Building Dynamic Libraries in C, C++ or D Loadable by Icon

The Icon function loadfunc allows specially written C code to be loaded and called by an Icon program. See Loading C Functions in Icon. A dynamic library containing such functions may also implement new Icon datatypes. See External Values. A language that is binary compatible with C may also be used for this purpose, such as C++ or D.
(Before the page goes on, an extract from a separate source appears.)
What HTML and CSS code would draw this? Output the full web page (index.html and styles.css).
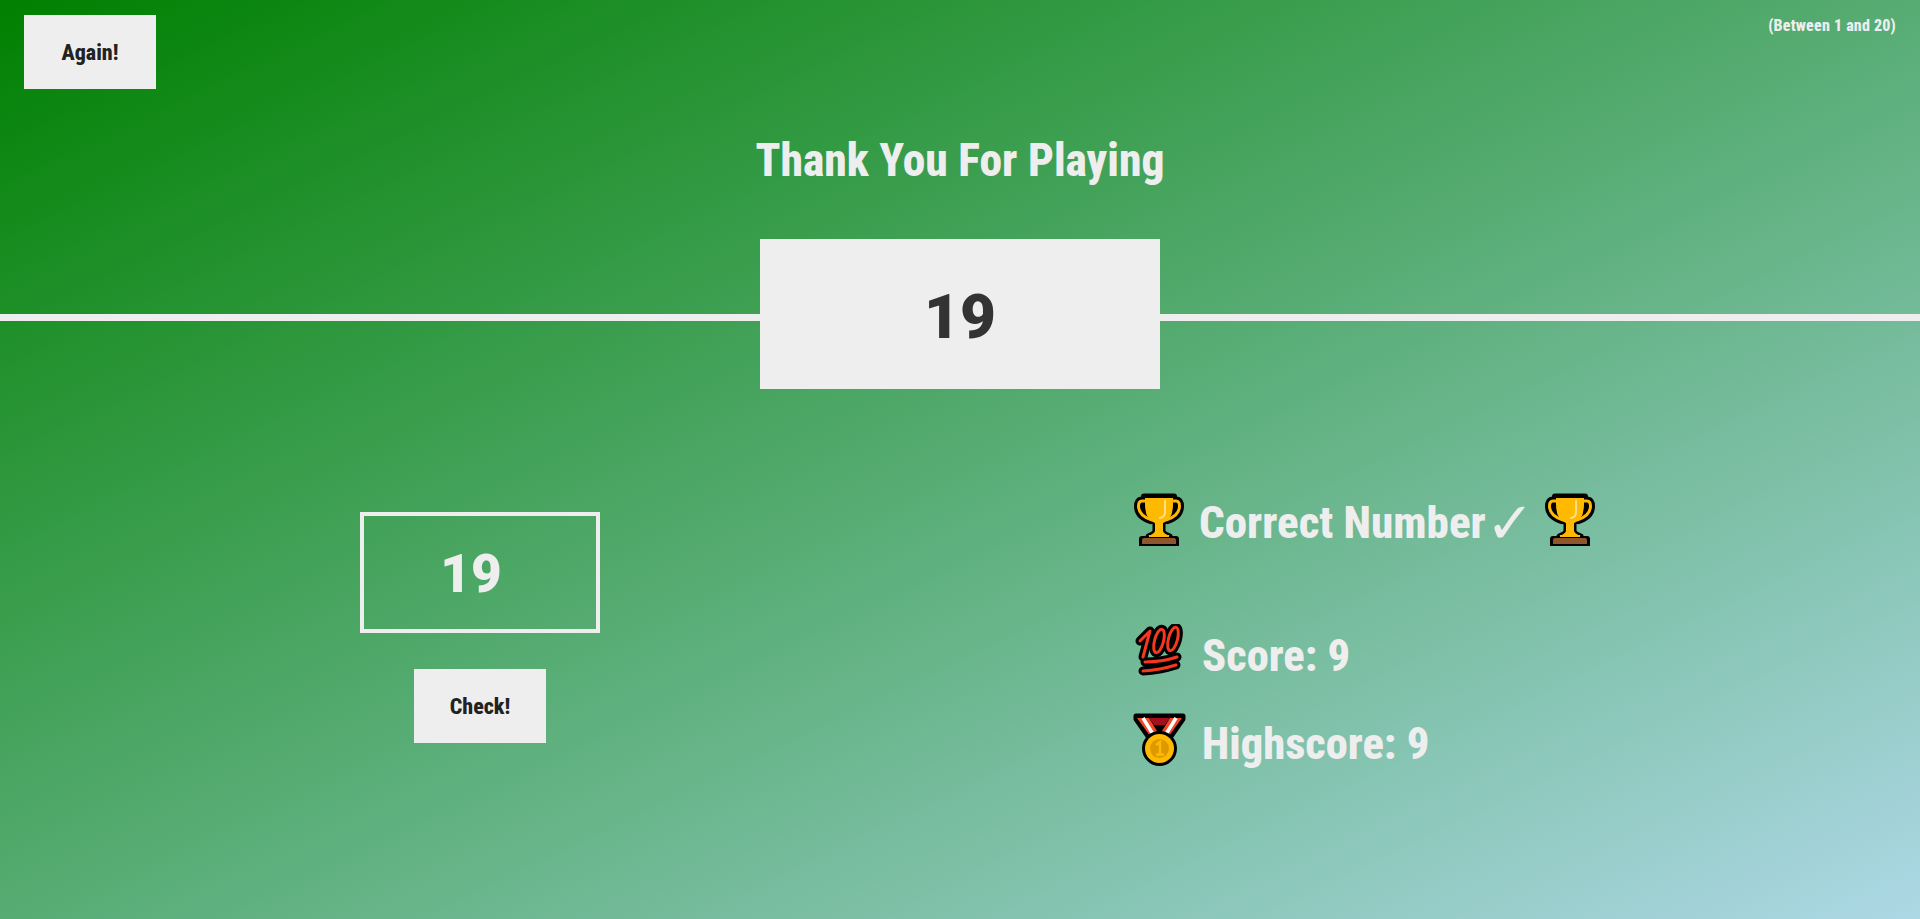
FILE: index.html
```html
<!DOCTYPE html>
<html>
<head>
<meta charset="utf-8">
<title>Guess My Number</title>
<link rel="stylesheet" href="styles.css">
</head>
<body>

<header class="top">
   <div class="toprow">
      <button class="btn">Again!</button>
      <p class="between">(Between 1 and 20)</p>
   </div>
   <h1 class="title">Thank You For Playing</h1>
   <div class="numberrow">
      <div class="rule"></div>
      <div class="number">19</div>
      <div class="rule"></div>
   </div>
</header>

<main class="game">
   <section class="left">
      <div class="guess">19</div>
      <button class="btn">Check!</button>
   </section>

   <section class="right">
      <p class="message">
         <svg class="emoji" viewBox="9 9 50 54"><use href="#trophy"/></svg>
         <span>Correct Number</span>
         <span class="tick">✓</span>
         <svg class="emoji" viewBox="9 9 50 54"><use href="#trophy"/></svg>
      </p>
      <p class="stat score">
         <svg class="emoji" viewBox="11 6 54 54">
            <g fill="none" stroke-linecap="round" stroke-linejoin="round">
               <g stroke="#000" stroke-width="9">
                  <path d="M18 23 L28 13 L21 39"/>
                  <ellipse cx="37" cy="23" rx="4.5" ry="12" transform="rotate(15 37 23)"/>
                  <ellipse cx="51" cy="21" rx="4.5" ry="12" transform="rotate(15 51 21)"/>
                  <path d="M23 44 Q40 44 55 39 M21 53 Q38 52 54 47"/>
               </g>
               <g stroke="#f4391c" stroke-width="3">
                  <path d="M18 23 L28 13 L21 39"/>
                  <ellipse cx="37" cy="23" rx="4.5" ry="12" transform="rotate(15 37 23)"/>
                  <ellipse cx="51" cy="21" rx="4.5" ry="12" transform="rotate(15 51 21)"/>
                  <path d="M23 44 Q40 44 55 39 M21 53 Q38 52 54 47"/>
               </g>
            </g>
         </svg>
         <span>Score: 9</span>
      </p>
      <p class="stat high">
         <svg class="emoji" viewBox="9 3 54 54">
            <path d="M12 7 H59 V10 L43 33 H28 L12 10 Z" fill="#000" stroke="#000" stroke-width="5" stroke-linejoin="round"/>
            <path d="M13 9 H25 L36 27 L29 31 Z" fill="#ea4a2a"/>
            <path d="M58 9 H46 L35 27 L42 31 Z" fill="#ea4a2a"/>
            <path d="M25 9 H46 L41 16 H30 Z" fill="#a50f1c"/>
            <path d="M19 9 L32 30 M52 9 L39 30" stroke="#fff" stroke-width="3.5"/>
            <circle cx="35.5" cy="39.5" r="17.5" fill="#000"/>
            <circle cx="35.5" cy="39.5" r="14.5" fill="#ffb900"/>
            <circle cx="35.5" cy="39.5" r="9.5" fill="#dc9a00"/>
            <path d="M32 36 L36 33 V45 M32 45.5 H40" stroke="#ffb900" stroke-width="2.5" fill="none"/>
         </svg>
         <span>Highscore: 9</span>
      </p>
   </section>
</main>

<svg class="defs" width="0" height="0">
   <defs>
      <g id="trophy">
         <rect x="16" y="9.5" width="36" height="8" rx="3" fill="#000"/>
         <g fill="none" stroke="#000" stroke-width="9">
            <path d="M21 17 H17 Q13.5 17 13.5 22 Q13.5 32 27 36"/>
            <path d="M47 17 H51 Q54.5 17 54.5 22 Q54.5 32 41 36"/>
         </g>
         <path d="M20 14 H48 V20 Q48 36 38 39 V47 Q39 50 45 52 H23 Q29 50 30 47 V39 Q20 36 20 20 Z" fill="#ffb900" stroke="#000" stroke-width="5" paint-order="stroke" stroke-linejoin="round"/>
         <path d="M14 62 V55 Q14 52 17 52 H51 Q54 52 54 55 V62 Z" fill="#000"/>
         <g fill="none" stroke="#ffb900" stroke-width="3">
            <path d="M21 17 H17 Q13.5 17 13.5 22 Q13.5 32 27 36"/>
            <path d="M47 17 H51 Q54.5 17 54.5 22 Q54.5 32 41 36"/>
         </g>
         <path d="M24 14 H44 V22 Q44 36 36 40 V50 H32 V40 Q24 36 24 22 Z" fill="#ffb900"/>
         <path d="M40 17 V28 Q40 33 35 34" stroke="#ffe08a" stroke-width="2" fill="none" stroke-linecap="round"/>
         <path d="M24 51 H44 V53 H24 Z" fill="#ffb900"/>
         <path d="M17 60 V56 Q17 54 19 54 H49 Q51 54 51 56 V60 Z" fill="#8e562e"/>
      </g>
   </defs>
</svg>

</body>
</html>
```

FILE: styles.css
```css
html , body {
   margin:0px;
   padding:0px;
   height:100%;
}

body {
   background:linear-gradient(to bottom right, green, lightblue);
   font-family:"Roboto", sans-serif;
   font-stretch:75%;
   font-weight:800;
   color:#eee;
   overflow:hidden;
}

p , h1 {
   margin:0px;
}

.defs {
   display:block;
}

.toprow {
   display:flex;
   justify-content:space-between;
   align-items:flex-start;
   padding:15px 24px 0px 24px;
}

.between {
   font-size:16px;
   font-weight:800;
   letter-spacing:0.2px;
   line-height:20px;
   margin-top:1px;
}

.btn {
   width:132px;
   height:74px;
   border:0px;
   padding:0px;
   background:#eee;
   color:#222;
   font-family:inherit;
   font-stretch:75%;
   font-weight:800;
   font-size:22px;
}

.title {
   margin-top:42px;
   text-align:center;
   font-size:45.5px;
   font-weight:800;
   line-height:60px;
}

.numberrow {
   display:flex;
   align-items:flex-start;
   margin-top:48px;
}

/* the line sits just under the middle of the number box */
.rule {
   flex:1;
   height:7px;
   margin-top:75px;
   background:#eee;
}

.number {
   width:400px;
   height:150px;
   line-height:156px;
   text-align:center;
   background:#eee;
   color:#333;
   font-size:62px;
   font-stretch:92%;
   font-weight:900;
}

.game {
   display:grid;
   grid-template-columns:960px 1fr;
   margin-top:102px;
}

.left {
   display:flex;
   flex-direction:column;
   align-items:center;
   padding-top:21px;
}

.guess {
   box-sizing:border-box;
   width:240px;
   height:121px;
   border:4px solid #eee;
   padding-right:18px;
   margin-bottom:36px;
   font-size:53px;
   font-stretch:92%;
   font-weight:900;
   line-height:117px;
   text-align:center;
}

.right {
   padding-left:173px;
   padding-top:5px;
}

.message , .stat {
   display:flex;
   align-items:center;
   font-size:45px;
   line-height:54px;
}

.message {
   gap:15px;
}

.message .emoji {
   margin-top:-4px;
   margin-bottom:2px;
}

.message .emoji:first-child {
   margin-left:1px;
}

.tick {
   font-family:"DejaVu Sans", sans-serif;
   font-stretch:100%;
   font-weight:700;
   font-size:58px;
   margin-left:-15px;
   margin-right:-4px;
}

.stat {
   gap:15px;
   font-size:44.5px;
}

.stat .emoji {
   width:54px;
   margin-top:-9px;
   margin-bottom:1px;
}

.score {
   margin-top:79px;
}

.high {
   margin-top:34px;
}

.emoji {
   width:50px;
   height:54px;
   flex:none;
}
```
When building a loadfunc library under Windows, link to one of the import libraries located in the bin directory of the distribution. This allows callbacks of functions in iconx.exe, which happens by default on UNIX-like platforms but not on Windows. The samples directory contains a loadfunc directory with machinery to build a working example of a dynamically loadable library with two different compilers, and a program to load and call a function inside it from Icon. See the ipl/packs folder for loadfunc related machinery to extend Icon via dynamic libraries.

Calling Loadfunc

Windows has an efficient mechanism to find an executable or dynamic library on your PATH given only its filename, as a matter of course when attempting to load such a file. The implementation of loadfunc in this distribution therefore will find such a file when its name without a path is supplied as an argument. Use of pathload from io.icn in the program library is therefore unnecessary, and since pathload does not understand the syntax of Windows paths at the time of writing, it should be actively avoided. A dynamic library may be named with suffix .dll as is traditional for Windows or with .so as is traditional for Linux, and this mechanism will work equally well in either case.

Omitted

There is no icon command to compile and run source because the mechanism to do that on Windows would be to associate Icon source files with icont.exe rather than with a text editor. Profiling, new as of Icon 9.5.1, is not supported. There is no graphics support in this build.